You know that a department series is a success when students are willing to sidestep going to Commons with their buddies to listen to 14th-century textual analysis.
By the end of junior Julianne Hopkins’s lecture, the first talk this year in the English Department’s CCOWE (Critical and Creative Ongoing Work in English) series, more than a few students expressed interest in re-reading Chaucer’s “The Canterbury Tales.” This work was the focus of Hopkins’s talk, “Social Inversion and Narrative Effectiveness in Chaucer’s ‘Monk’s Tale’ and ‘Nun’s Priest Tale.’”
Beginning this year, the Department of English will be holding an hour-long luncheon and lecture every few weeks from a member of the Bates community, be it a student, faculty member, or alum, about some sort of project they are working on in the field of English.
CCOWE, amusingly pronounced “sea cow,” was riffed and lovingly joked about among the event’s first attendees–mainly in the gleeful pursuit of out-punning one another, naturally–which reflects the successful blend of the intellectual and the enjoyable that characterizes the new series. Besides listening to an intelligent literature-related talk, the hour-long period also includes free pizza and plenty of time to chat informally chat other humanities-minded students, faculty, and staff in Hathorn 104.
Assistant Professor of English Sylvia Frederico approached Hopkins last year to suggest she speak for the series. Hopkins adapted her lecture from the final paper she had written for Federico’s very popular Chaucer course, an exploration of “The Canterbury Tales,” a difficult series of vastly different stories written in Middle English. The lecture was about twenty minutes long and was delivered with as much poise and know-how as any Visiting Professor. Surprisingly, Hopkins was not previously accustomed to speaking in front of a full classroom–about forty people were in attendance in total–for such a long period of time.
“I don’t usually do these things,” Hopkins said. “But I felt like maybe I should push myself and try,” adding that in preparation she printed out several copies of her lecture, ducking into classrooms for twenty-minute chunks of time to practice reading to herself out loud. Much of the challenge in preparing her talk came in pronouncing the Middle English she was quoting.
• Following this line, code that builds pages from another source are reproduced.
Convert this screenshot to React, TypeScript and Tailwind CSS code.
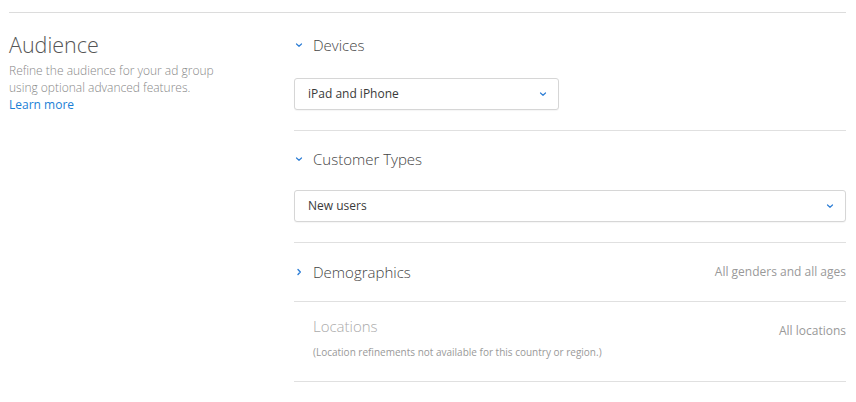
import React from 'react';

const Chevron: React.FC<{ dir?: 'down' | 'right'; className?: string }> = ({ dir = 'down', className }) => (
  <svg width="10" height="10" viewBox="0 0 10 10" className={className}>
    {dir === 'down' ? (
      <path d="M2.5 4 L5 6.3 L7.5 4" fill="none" stroke="#2f7fd6" strokeWidth="1.2" strokeLinecap="round" strokeLinejoin="round" />
    ) : (
      <path d="M4 2.5 L6.3 5 L4 7.5" fill="none" stroke="#2f7fd6" strokeWidth="1.4" strokeLinecap="round" strokeLinejoin="round" />
    )}
  </svg>
);

const Select: React.FC<{ value: string; className?: string }> = ({ value, className }) => (
  <div className={`flex h-[32px] items-center justify-between rounded-[3px] border border-[#d6d6d6] bg-white pl-[13px] pr-[10px] shadow-[0_1px_1px_rgba(0,0,0,0.04)] ${className ?? ''}`}>
    <span className="text-[12px] text-[#3a3a3a]">{value}</span>
    <Chevron />
  </div>
);

export default function App() {
  return (
    <div className="h-[402px] w-[856px] bg-white pt-[12px] font-['Open_Sans',sans-serif]">
      <div className="ml-[9px] mr-[10px] border-t border-[#dcdcdc]" />
      <div className="flex pl-[9px] pr-[10px] pt-[19px]">
        <div className="w-[285px] shrink-0">
          <h2 className="text-[21.5px] font-light leading-[26px] text-[#555]">Audience</h2>
          <p className="mt-[4px] w-[232px] text-[12px] font-light leading-[17px] text-[#888]">
            Refine the audience for your ad group using optional advanced features.
          </p>
          <a className="block text-[12px] leading-[17px] text-[#1a7fd6]">Learn more</a>
        </div>
        <div className="flex-1">
          <div className="border-b border-[#e0e0e0] pb-[20px]">
            <div className="flex h-[26px] items-center gap-[9px]">
              <Chevron />
              <span className="text-[15px] font-light text-[#444]">Devices</span>
            </div>
            <Select value="iPad and iPhone" className="mt-[20px] w-[265px]" />
          </div>
          <div className="border-b border-[#e0e0e0] pb-[20px] pt-[15px]">
            <div className="flex h-[26px] items-center gap-[9px]">
              <Chevron />
              <span className="text-[15px] font-light text-[#444]">Customer Types</span>
            </div>
            <Select value="New users" className="mt-[18px] w-full" />
          </div>
          <div className="flex h-[59px] items-center justify-between border-b border-[#e0e0e0]">
            <div className="flex items-center gap-[9px]">
              <Chevron dir="right" />
              <span className="text-[15px] font-light text-[#444]">Demographics</span>
            </div>
            <span className="text-[12px] text-[#999]">All genders and all ages</span>
          </div>
          <div className="flex h-[80px] items-start justify-between border-b border-[#e0e0e0] pl-[19px] pt-[14px]">
            <div>
              <div className="text-[15px] font-light leading-[20px] text-[#aaa]">Locations</div>
              <div className="mt-[9px] text-[10px] text-[#999]">
                (Location refinements not available for this country or region.)
              </div>
            </div>
            <span className="mt-[6px] text-[12px] text-[#999]">All locations</span>
          </div>
        </div>
      </div>
    </div>
  );
}
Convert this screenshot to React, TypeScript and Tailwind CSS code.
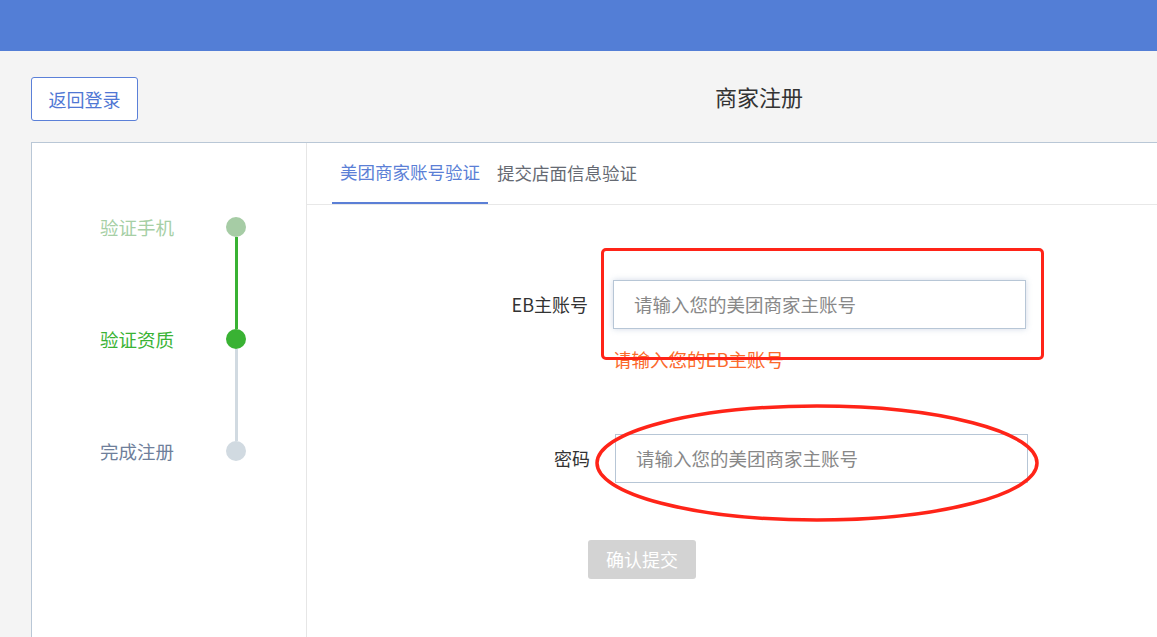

She admitted to spending a day with Federico re-learning the difficult and non-intuitive cadence and pronunciation of these texts.
Following her talk, Hopkins fielded questions from fellow students and staff about her research. This was an especially impressive challenge considering she hasn’t formally studied Chaucer since the end of last April, but she handled the questions with grace. These ranged from asking about the narrative format of the tales she studied to the social context in which Chaucer wrote his works.
Ideally, Hopkins’s preparation and performance of the knowledge she acquired about Chaucer will be useful when she writes her thesis in English next year, a thought that seems slightly daunting to her, and no doubt to most non-seniors. Though she is currently unsure what her thesis’s focus will be, Hopkins agrees that by facing people outside of her paper editors she was able to truly learn how to prepare work for an audience outside of herself and a single professor.
After Hopkins’s inaugural talk, the next speaker is English Professor Cristina Malcolmson, whose talk is entitled “Gender and Divorce in the Age of Shakespeare.” Thus far in the great experiment, it seems as though CCOWE presenters have set out about the task of capturing essences of old texts through fresh, new lenses.